Yes, it is true, and probably surprising to you, that Easter is celebrated here. Tomorrow is Good Friday and it is a public holiday. Christmas is also a public holiday. In fact, the Indonesian system for celebrating religeous holidays is one I kind of like.

First off, you must declare which religion you want to be affiliated with. You do not get to say, don't have one, don't believe in one, don't whatever. For those of you who don't know too much about Indonesia (and I was amoung your ranks before I found out sweetie pie and I were moving here)Islam is the major religion weighing in with about 88% of the poplulation. Christians make up about 8% of the population, Hindus about 2%, Buddhists about 2% and Animists about 1%. Going to have to look up what Animists are, but I feel sure they are not related to Greenpeace. These are not exact percentages so please forgive that it adds up to 101%. They are just guidelines anyway.

Now about those public holidays. These are also called "red days" because they are indicated in red on the calendars. Here are the holidays on my 2010 calendar. January 1 - New Year's Day, February 14 - Chinese New Year, February 26 - Birthday of Prophet Muhammad, March 16 - Hindu New Year, April 2 - Good Friday, May 13 - Ascension of Jesus Christ, May 28 - Buddhist Waisak Day, July 10 - Ascension of Prophet Muhammad, August 17 - Indonesia Independence Day, September 10 and 11 - Idul Fitri, Novemember 17 - Idul Adha, December 7 - Islamic New Year, December 25 - Christmas. As you can see, every religion gets some kind of holiday on the calendar, except for those pesky Animist. You also noticed, I am sure, that there are some holiday designations that you might not be familiar with. Since I am learning about these things too, I will fill in what I know or have found on line about them.

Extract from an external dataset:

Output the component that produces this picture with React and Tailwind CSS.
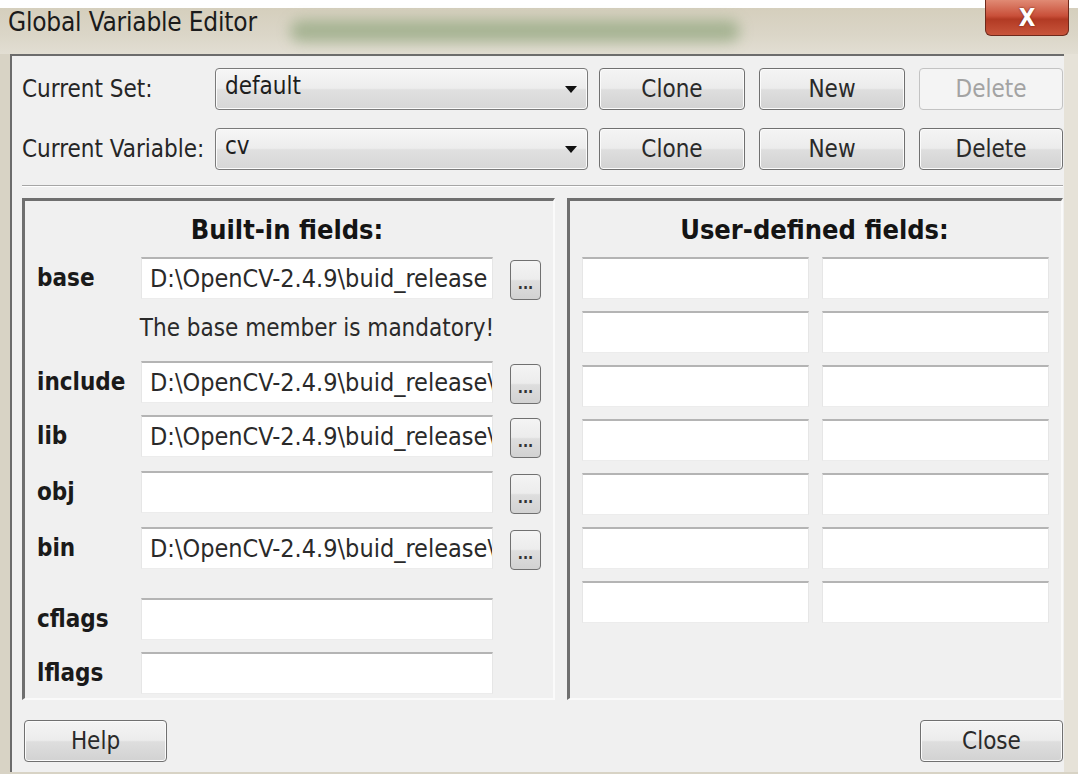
import React from 'react';

const FONT = "font-['DejaVu_Sans_Condensed','DejaVu_Sans',sans-serif] [font-stretch:condensed]";

// Win7-style push button
function PushButton({ children, disabled = false, className = '' }) {
    return (
        <button
            type="button"
            className={
                'h-[42px] rounded-[4px] border flex items-center justify-center text-[24px] ' +
                (disabled
                    ? 'border-[#c3c3c3] bg-[#f4f4f4] text-[#a3a3a3] '
                    : 'border-[#707070] bg-[linear-gradient(to_bottom,#f4f4f4_0%,#ececec_48%,#dedede_52%,#d2d2d2_100%)] text-[#2a2a2a] shadow-[inset_0_0_0_1px_#fbfbfb] ') +
                className
            }
        >
            {children}
        </button>
    );
}

function Combo({ value }) {
    return (
        <div className="w-[373px] h-[42px] rounded-[4px] border border-[#7a7a7a] bg-[linear-gradient(to_bottom,#f6f6f6_0%,#ededed_48%,#e0e0e0_52%,#d6d6d6_100%)] shadow-[inset_0_0_0_1px_#fbfbfb] flex items-start justify-between pl-[9px] pr-[10px]">
            <span className="text-[24px] text-[#1e1e1e] leading-[34px]">{value}</span>
            <svg width="12" height="7" viewBox="0 0 12 7" className="mt-[17px]">
                <path d="M0 0h12L6 7z" fill="#111" />
            </svg>
        </div>
    );
}

function TextField({ value = '', className = '' }) {
    return (
        <input
            type="text"
            readOnly
            value={value}
            className={'h-[42px] bg-white border-t-2 border-[#b4b4b4] border-x border-x-[#e6e6e6] border-b border-b-[#ececec] pl-[8px] pr-0 text-[25px] text-[#2a2a2a] outline-none ' + className}
        />
    );
}

function BrowseButton() {
    return (
        <button
            type="button"
            className="w-[31px] h-[40px] mt-[3px] rounded-[4px] border border-[#707070] bg-[linear-gradient(to_bottom,#f4f4f4_0%,#ececec_48%,#dedede_52%,#d2d2d2_100%)] flex items-end justify-center pb-[7px] text-[15px] font-bold leading-none text-[#333]"
        >
            ...
        </button>
    );
}

const builtIn = [
    { name: 'base', value: 'D:\\OpenCV-2.4.9\\buid_release', browse: true },
    { name: 'include', value: 'D:\\OpenCV-2.4.9\\buid_release\\include', browse: true },
    { name: 'lib', value: 'D:\\OpenCV-2.4.9\\buid_release\\lib', browse: true },
    { name: 'obj', value: '', browse: true },
    { name: 'bin', value: 'D:\\OpenCV-2.4.9\\buid_release\\bin', browse: true },
    { name: 'cflags', value: '', browse: false },
    { name: 'lflags', value: '', browse: false },
];

function FieldRow({ field, className = '' }) {
    return (
        <div className={'flex items-start ' + className}>
            <div className="w-[104px] h-[42px] flex items-center text-[24px] font-bold text-[#1a1a1a]">{field.name}</div>
            <TextField value={field.value} className="w-[352px]" />
            {field.browse && <div className="ml-[17px]"><BrowseButton /></div>}
        </div>
    );
}

export default function App() {
    const [base, include, lib, obj, bin, cflags, lflags] = builtIn;

    return (
        <div className={'w-[1078px] h-[774px] relative overflow-hidden bg-[#d8d3c5] ' + FONT}>
            {/* caption */}
            <div className="h-[8px] bg-white" />
            <div className="h-[46px] relative flex items-start pl-[8px] bg-[linear-gradient(to_bottom,#d5cfbd,#dbd6c8_60%,#e2ded3)]">
                <div className="absolute left-[290px] top-[12px] w-[450px] h-[22px] rounded-full bg-[#8fa57c] opacity-70 blur-[7px]" />
                <span className="relative text-[26px] leading-[28px] text-[#1b1b1b] tracking-[-0.2px]">Global Variable Editor</span>
            </div>
            <div className="absolute left-[985px] top-0 w-[84px] h-[36px] rounded-b-[6px] border border-t-0 border-[#6e2a1c] bg-[linear-gradient(to_bottom,#e08a74,#c9503a_45%,#b23a24_55%,#c8553b)] flex items-center justify-center">
                <span className="text-[24px] font-bold text-white leading-none [text-shadow:0_0_2px_#5a1a10]">X</span>
            </div>

            {/* dialog client area */}
            <div className="flex">
                <div className="w-[10px]" />
                <div className="w-[1054px] h-[718px] border-t-2 border-l-2 border-[#6c6c6c] bg-[#f0f0f0] pl-[10px] pt-[12px] flex flex-col">
                    <div className="flex items-center">
                        <div className="w-[193px] text-[24px] text-[#262626]">Current Set:</div>
                        <Combo value="default" />
                        <PushButton className="w-[146px] ml-[11px]">Clone</PushButton>
                        <PushButton className="w-[146px] ml-[14px]">New</PushButton>
                        <PushButton className="w-[144px] ml-[14px]" disabled>Delete</PushButton>
                    </div>
                    <div className="flex items-center mt-[18px]">
                        <div className="w-[193px] text-[24px] text-[#262626]">Current Variable:</div>
                        <Combo value="cv" />
                        <PushButton className="w-[146px] ml-[11px]">Clone</PushButton>
                        <PushButton className="w-[146px] ml-[14px]">New</PushButton>
                        <PushButton className="w-[144px] ml-[14px]">Delete</PushButton>
                    </div>

                    <div className="mt-[15px] w-[1041px] border-t border-[#a6a6a6] border-b border-b-white" />

                    <div className="mt-[11px] flex gap-[12px]">
                        {/* built-in fields */}
                        <div className="w-[533px] h-[502px] border-t-[3px] border-l-[3px] border-[#6f6f6f] border-r-2 border-b-2 border-r-[#fafafa] border-b-[#fafafa] pt-[11px] pl-[12px]">
                            <div className="h-[36px] flex items-center justify-center pr-[16px] text-[27px] font-bold text-[#141414]">Built-in fields:</div>
                            <FieldRow field={base} className="mt-[9px]" />
                            <div className="h-[30px] mt-[13px] ml-[104px] w-[352px] flex items-center justify-center whitespace-nowrap text-[24px] text-[#2a2a2a]">
                                The base member is mandatory!
                            </div>
                            <FieldRow field={include} className="mt-[18px]" />
                            <FieldRow field={lib} className="mt-[11px]" />
                            <FieldRow field={obj} className="mt-[13px]" />
                            <FieldRow field={bin} className="mt-[13px]" />
                            <FieldRow field={cflags} className="mt-[28px]" />
                            <FieldRow field={lflags} className="mt-[12px]" />
                        </div>

                        {/* user-defined fields */}
                        <div className="w-[496px] h-[502px] border-t-[3px] border-l-[3px] border-[#6f6f6f] border-r-2 border-b-2 border-r-[#fafafa] border-b-[#fafafa] pt-[11px] pl-[12px]">
                            <div className="h-[36px] flex items-center justify-center pr-[14px] text-[27px] font-bold text-[#141414]">User-defined fields:</div>
                            <div className="mt-[9px] grid grid-cols-[227px_227px] gap-x-[13px] gap-y-[12px]">
                                {Array.from({ length: 14 }).map((_, i) => (
                                    <TextField key={i} className="w-[227px]" />
                                ))}
                            </div>
                        </div>
                    </div>

                    <div className="mt-[20px] flex justify-between w-[1041px]">
                        <PushButton className="w-[143px] ml-[2px]">Help</PushButton>
                        <PushButton className="w-[143px]">Close</PushButton>
                    </div>
                </div>
                <div className="flex-1 bg-[#e6e2d8]" />
            </div>
        </div>
    );
}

Buddhist Waisak Day - "This is a Buddhist holiday to celebrate the anniversary of Gautama Buddha, the founder of Buddhism.

This celebration is enlivened by religious and social activities in Buddhist temples around the country. In Indonesia, the largest Buddhist temples, Candi Mendut and Candi Borobudur, both located in the Magelang Regency of Central Java not far from Yogyakarta, are the focus of interest and attract those observing the holiday and tourists.

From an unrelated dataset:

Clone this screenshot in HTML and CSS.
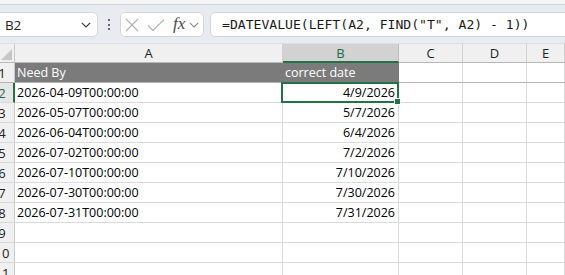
FILE: index.html
```html
<!DOCTYPE html>
<html>
<head>
<meta charset="utf-8">
<link rel="stylesheet" href="styles.css">
</head>
<body>
<div class="topstrip"></div>
<div class="toolbar">
  <div class="namebox">
    <span class="nb-text">B2</span>
    <svg class="nb-chev" width="10" height="6" viewBox="0 0 10 6"><path d="M0.8 0.8 L5 5 L9.2 0.8" fill="none" stroke="#3b3b3b" stroke-width="1.2"/></svg>
  </div>
  <div class="dots"><span></span><span></span><span></span></div>
  <div class="fxbox">
    <svg class="ico-x" width="14" height="14" viewBox="0 0 14 14"><path d="M1 1 L13 13 M13 1 L1 13" stroke="#b4b4b4" stroke-width="1.2" fill="none"/></svg>
    <svg class="ico-check" width="18" height="14" viewBox="0 0 18 14"><path d="M1 7.5 L6 12.5 L17 1.5" stroke="#b4b4b4" stroke-width="1.2" fill="none"/></svg>
    <span class="fx">fx</span>
    <svg class="fx-chev" width="10" height="6" viewBox="0 0 10 6"><path d="M0.8 0.8 L5 5 L9.2 0.8" fill="none" stroke="#8a8a8a" stroke-width="1.1"/></svg>
  </div>
  <div class="formula">=DATEVALUE(LEFT(A2, FIND("T", A2) - 1))</div>
</div>
<div class="sheet">
  <div class="corner"><div class="tri"></div></div>
  <div class="colhead">A</div>
  <div class="colhead sel">B</div>
  <div class="colhead">C</div>
  <div class="colhead">D</div>
  <div class="colhead">E</div>

  <div class="rowhead frz"><span>1</span></div>
  <div class="cell fill frz">Need By</div>
  <div class="cell fill frz">correct date</div>
  <div class="cell frz"></div><div class="cell frz"></div><div class="cell frz"></div>

  <div class="rowhead selrow"><span>2</span></div>
  <div class="cell">2026-04-09T00:00:00</div>
  <div class="cell num active">4/9/2026</div>
  <div class="cell"></div><div class="cell"></div><div class="cell"></div>

  <div class="rowhead"><span>3</span></div>
  <div class="cell">2026-05-07T00:00:00</div>
  <div class="cell num">5/7/2026</div>
  <div class="cell"></div><div class="cell"></div><div class="cell"></div>

  <div class="rowhead"><span>4</span></div>
  <div class="cell">2026-06-04T00:00:00</div>
  <div class="cell num">6/4/2026</div>
  <div class="cell"></div><div class="cell"></div><div class="cell"></div>

  <div class="rowhead"><span>5</span></div>
  <div class="cell">2026-07-02T00:00:00</div>
  <div class="cell num">7/2/2026</div>
  <div class="cell"></div><div class="cell"></div><div class="cell"></div>

  <div class="rowhead"><span>6</span></div>
  <div class="cell">2026-07-10T00:00:00</div>
  <div class="cell num">7/10/2026</div>
  <div class="cell"></div><div class="cell"></div><div class="cell"></div>

  <div class="rowhead"><span>7</span></div>
  <div class="cell">2026-07-30T00:00:00</div>
  <div class="cell num">7/30/2026</div>
  <div class="cell"></div><div class="cell"></div><div class="cell"></div>

  <div class="rowhead"><span>8</span></div>
  <div class="cell">2026-07-31T00:00:00</div>
  <div class="cell num">7/31/2026</div>
  <div class="cell"></div><div class="cell"></div><div class="cell"></div>

  <div class="rowhead"><span>9</span></div>
  <div class="cell"></div><div class="cell"></div><div class="cell"></div><div class="cell"></div><div class="cell"></div>

  <div class="rowhead"><span>10</span></div>
  <div class="cell"></div><div class="cell"></div><div class="cell"></div><div class="cell"></div><div class="cell"></div>

  <div class="rowhead"><span>11</span></div>
  <div class="cell"></div><div class="cell"></div><div class="cell"></div><div class="cell"></div><div class="cell"></div>
</div>
</body>
</html>
```
FILE: styles.css
```css
html, body {
  margin: 0;
  padding: 0;
  width: 565px;
  height: 275px;
  overflow: hidden;
  background: #ffffff;
  font-family: "Open Sans", "Liberation Sans", sans-serif;
}

.topstrip {
  height: 4px;
  background: #f4f4f4;
  border-bottom: 1px solid #d3d6d9;
}

.toolbar {
  height: 39px;
  background: #e8ecf0;
  display: flex;
  align-items: flex-start;
  padding-top: 7px;
  box-sizing: border-box;
  border-bottom: 1px solid #dcdfe2;
}

.namebox {
  margin-left: -4px;
  width: 102px;
  height: 25px;
  box-sizing: border-box;
  background: #fff;
  border: 1px solid #d4d7da;
  border-radius: 5px;
  display: flex;
  align-items: center;
  padding-left: 8px;
  padding-right: 6px;
}
.nb-text {
  font-size: 13.5px;
  color: #222;
  flex: 1;
  letter-spacing: -0.3px;
}
.nb-chev { display: block; }

.dots {
  width: 2px;
  margin-left: 10px;
  height: 25px;
  display: flex;
  flex-direction: column;
  justify-content: center;
  gap: 2.5px;
}
.dots span {
  display: block;
  width: 2px;
  height: 2px;
  background: #3f3f3f;
  border-radius: 1px;
}

.fxbox {
  margin-left: 10px;
  width: 84px;
  height: 25px;
  box-sizing: border-box;
  background: #fff;
  border: 1px solid #d4d7da;
  border-radius: 5px;
  display: flex;
  align-items: center;
  padding-left: 4px;
}
.ico-x { display: block; margin-left: 0px; }
.ico-check { display: block; margin-left: 8px; }
.fx {
  font-family: "Liberation Serif", "DejaVu Serif", serif;
  font-style: italic;
  font-size: 17px;
  color: #4a4a4a;
  margin-left: 8px;
  line-height: 20px;
  margin-top: -2px;
}
.fx-chev { display: block; margin-left: 4px; }

.formula {
  margin-left: 6px;
  flex: 1;
  margin-right: -10px;
  height: 25px;
  box-sizing: border-box;
  background: #fff;
  border: 1px solid #d4d7da;
  border-radius: 5px;
  font-family: "DejaVu Sans Mono", "Liberation Mono", monospace;
  font-size: 13.1px;
  line-height: 23px;
  padding-left: 11px;
  color: #1a1a1a;
  white-space: pre;
}

.sheet {
  display: grid;
  grid-template-columns: 15px 268px 116px 64px 64px 1fr;
  grid-template-rows: 19px repeat(11, 20px);
}

.corner {
  background: #f0f0f0;
  border-right: 1px solid #c9c9c9;
  border-bottom: 1px solid #b8b8b8;
  box-sizing: border-box;
  display: flex;
  align-items: flex-end;
  justify-content: flex-end;
  padding: 0 2px 2px 0;
}
.tri {
  width: 0;
  height: 0;
  border-left: 11px solid transparent;
  border-bottom: 11px solid #c6c6c6;
}

.colhead {
  background: #f0f0f0;
  border-right: 1px solid #d0d0d0;
  border-bottom: 1px solid #b8b8b8;
  box-sizing: border-box;
  font-family: "Open Sans", "Liberation Sans", sans-serif;
  font-size: 13px;
  color: #222;
  text-align: center;
  line-height: 18px;
}
.colhead.sel {
  background: #d2d2d2;
  color: #1e6b41;
  border-bottom: 2px solid #217346;
  border-right-color: #bdbdbd;
}

.rowhead {
  background: #f0f0f0;
  border-right: 1px solid #c9c9c9;
  border-bottom: 1px solid #d8d8d8;
  box-sizing: border-box;
  overflow: hidden;
  font-size: 13px;
  color: #222;
  line-height: 20px;
}
.rowhead span {
  display: block;
  width: 28px;
  margin-left: -12px;
  text-align: center;
}
.rowhead.selrow {
  background: #e6e6e6;
  color: #1e6b41;
  border-right: 2px solid #217346;
}
.rowhead.frz {
  border-bottom-color: #b5b5b5;
}

.cell {
  border-right: 1px solid #dadada;
  border-bottom: 1px solid #dadada;
  box-sizing: border-box;
  font-size: 12.5px;
  line-height: 20px;
  padding-left: 2px;
  padding-right: 3px;
  color: #000;
  white-space: nowrap;
  overflow: visible;
  position: relative;
}
.cell.num { text-align: right; }
.cell.fill {
  background: #7b7b7b;
  color: #fff;
  border-right-color: #7b7b7b;
}
.cell.frz {
  border-bottom-color: #b5b5b5;
}

.cell.active::after {
  content: "";
  position: absolute;
  left: -2px;
  top: -1px;
  right: -1px;
  bottom: -1px;
  border: 2px solid #217346;
  pointer-events: none;
}
.cell.active::before {
  content: "";
  position: absolute;
  right: -3px;
  bottom: -3px;
  width: 5px;
  height: 5px;
  background: #217346;
  border: 1px solid #fff;
  z-index: 2;
}
```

Three major historical events are celebrated on Waisak. The first is the birth of Siddhartha Gautama. The second is the acceptance of the divine revelation under the Bodhi tree. And the third is the journey of Siddhartha Gautama to heaven."

Idul Fitri - "Idul Fitri, more commonly referred to in Indonesia as Lebaran, is the celebration that comes at the end of the Muslim month of fasting, Ramadhan. The Arabic meaning of Idul Fitri is “becoming holy again”.

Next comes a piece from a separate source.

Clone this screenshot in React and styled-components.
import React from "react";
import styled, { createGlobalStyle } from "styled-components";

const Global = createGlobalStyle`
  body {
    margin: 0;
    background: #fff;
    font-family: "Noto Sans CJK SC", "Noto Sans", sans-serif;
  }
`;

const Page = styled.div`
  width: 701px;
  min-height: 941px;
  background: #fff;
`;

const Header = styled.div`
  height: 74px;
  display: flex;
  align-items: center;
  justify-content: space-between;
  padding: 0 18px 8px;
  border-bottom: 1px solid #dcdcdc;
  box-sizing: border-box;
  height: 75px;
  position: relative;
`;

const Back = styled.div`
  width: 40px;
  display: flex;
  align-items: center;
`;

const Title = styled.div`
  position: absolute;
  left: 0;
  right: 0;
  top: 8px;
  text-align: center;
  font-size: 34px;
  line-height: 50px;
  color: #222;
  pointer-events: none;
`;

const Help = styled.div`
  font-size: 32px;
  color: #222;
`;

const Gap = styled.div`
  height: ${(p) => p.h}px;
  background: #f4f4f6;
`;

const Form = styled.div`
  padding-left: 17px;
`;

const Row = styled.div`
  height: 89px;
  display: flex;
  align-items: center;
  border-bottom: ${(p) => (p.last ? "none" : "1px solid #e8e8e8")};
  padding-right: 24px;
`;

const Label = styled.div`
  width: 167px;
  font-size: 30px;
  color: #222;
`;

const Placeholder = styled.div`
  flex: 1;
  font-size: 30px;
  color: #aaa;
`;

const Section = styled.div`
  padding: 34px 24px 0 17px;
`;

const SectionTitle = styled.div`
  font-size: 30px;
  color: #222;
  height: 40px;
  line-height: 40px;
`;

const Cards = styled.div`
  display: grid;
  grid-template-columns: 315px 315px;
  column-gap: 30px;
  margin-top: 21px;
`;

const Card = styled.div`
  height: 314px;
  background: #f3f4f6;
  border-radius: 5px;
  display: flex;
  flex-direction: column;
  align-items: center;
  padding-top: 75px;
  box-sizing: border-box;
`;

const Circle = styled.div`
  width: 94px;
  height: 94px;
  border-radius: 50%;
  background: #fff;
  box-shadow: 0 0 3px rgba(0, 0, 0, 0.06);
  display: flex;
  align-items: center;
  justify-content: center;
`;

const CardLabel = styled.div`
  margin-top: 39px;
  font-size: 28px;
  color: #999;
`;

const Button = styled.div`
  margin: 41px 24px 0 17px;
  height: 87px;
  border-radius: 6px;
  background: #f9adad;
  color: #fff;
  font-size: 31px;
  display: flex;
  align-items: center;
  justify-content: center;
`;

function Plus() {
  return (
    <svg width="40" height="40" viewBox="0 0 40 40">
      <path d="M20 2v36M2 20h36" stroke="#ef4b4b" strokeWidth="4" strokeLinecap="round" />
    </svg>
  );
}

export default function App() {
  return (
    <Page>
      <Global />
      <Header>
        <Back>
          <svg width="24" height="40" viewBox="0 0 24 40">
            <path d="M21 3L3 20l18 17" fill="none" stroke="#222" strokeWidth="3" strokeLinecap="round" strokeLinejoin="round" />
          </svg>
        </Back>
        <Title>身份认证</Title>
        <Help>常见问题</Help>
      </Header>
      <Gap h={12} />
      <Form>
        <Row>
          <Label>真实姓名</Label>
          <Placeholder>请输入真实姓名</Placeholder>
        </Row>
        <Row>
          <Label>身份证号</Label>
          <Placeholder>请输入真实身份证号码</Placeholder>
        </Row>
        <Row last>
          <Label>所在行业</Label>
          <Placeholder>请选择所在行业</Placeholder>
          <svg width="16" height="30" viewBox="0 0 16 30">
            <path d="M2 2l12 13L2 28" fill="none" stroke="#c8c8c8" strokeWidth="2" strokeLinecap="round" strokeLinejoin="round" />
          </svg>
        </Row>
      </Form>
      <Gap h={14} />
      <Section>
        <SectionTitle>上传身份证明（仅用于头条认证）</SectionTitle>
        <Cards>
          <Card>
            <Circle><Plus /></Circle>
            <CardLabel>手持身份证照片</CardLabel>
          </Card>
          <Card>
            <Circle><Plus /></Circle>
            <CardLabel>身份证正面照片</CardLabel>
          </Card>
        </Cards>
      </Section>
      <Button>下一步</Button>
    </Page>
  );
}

The dates of the ninth month of the Muslim calendar, Ramadan, vary from year to year, as the Muslim calendar (Hijrah) is based on a lunar cycle of 29 or 30 days. The exact date is determined by the sighting of the new moon. These lunar calculations lead to an official announcement by the government on the eve of Ramadan and Idul Fitri so that the faithful know when to begin and end the fasting month. To understand the significance of Lebaran, an understanding about the fasting month of Ramadhan is important. During the month of Ramadhan, Muslims must refrain from eating, drinking, smoking, marital relations or getting angry during the daylight hours. In addition, those fasting are supposed to refrain from bad habits - lying, getting angry, using bad language as well as to be more diligent in prayer and give to charities. It is believe that fasting heightens spirituality and develops self-control."

Idul Adah - Is kind of a small version of Idul Fitri, and is celebrated in the tenth month of the Muslim calendar.

The other holidays should be pretty self explanatory and some are celebrated in the US so none of my wonderful commentary is needed.

I saw a fair amount of Easter decorations in the malls and the grocery stores for the last few weeks. There were even egg painting contests listed at various locations. Egg hunting seems to be popular with folks who I don't think celebrate Easter for the same reasons we do. But they seemed to love it just as much. However, there are places on the island of Java where there are more serious religious participants. There are holy pilgrimages followed beginning on Holy Thursday, Good Friday, Saturday and conclude on Easter Sunday. There were several articles in the paper covering them and the significance of Easter to some of the folks who live here. I found that most interesting.

We joined friends at the Ritz Carlton for a wonderful brunch. Even though it was not specifically for Easter, it was delightful. Here at our hotel, they went all out for Easter. In the picture at the top of the post is a the Easter scene that was constructed on the lowest lobby of the hotel. Obviously, it is directed toward children. What makes this really unique is that the entire scene is made from chocolate. From the walls down to the green grass - all chocolate and hand made at that. They put up a rope barricade to keep us hungry folks from gnawing on the ears of those large bunnies sitting in the foreground or scooping up a handful of the green tinted white chocolate grass and chowing down as we would pass by on our way to the restaraunt. It smells so good. You just stand there and take deep breaths and feel like you are in Hersey Heaven.

Sorry Animist. Get your own holiday.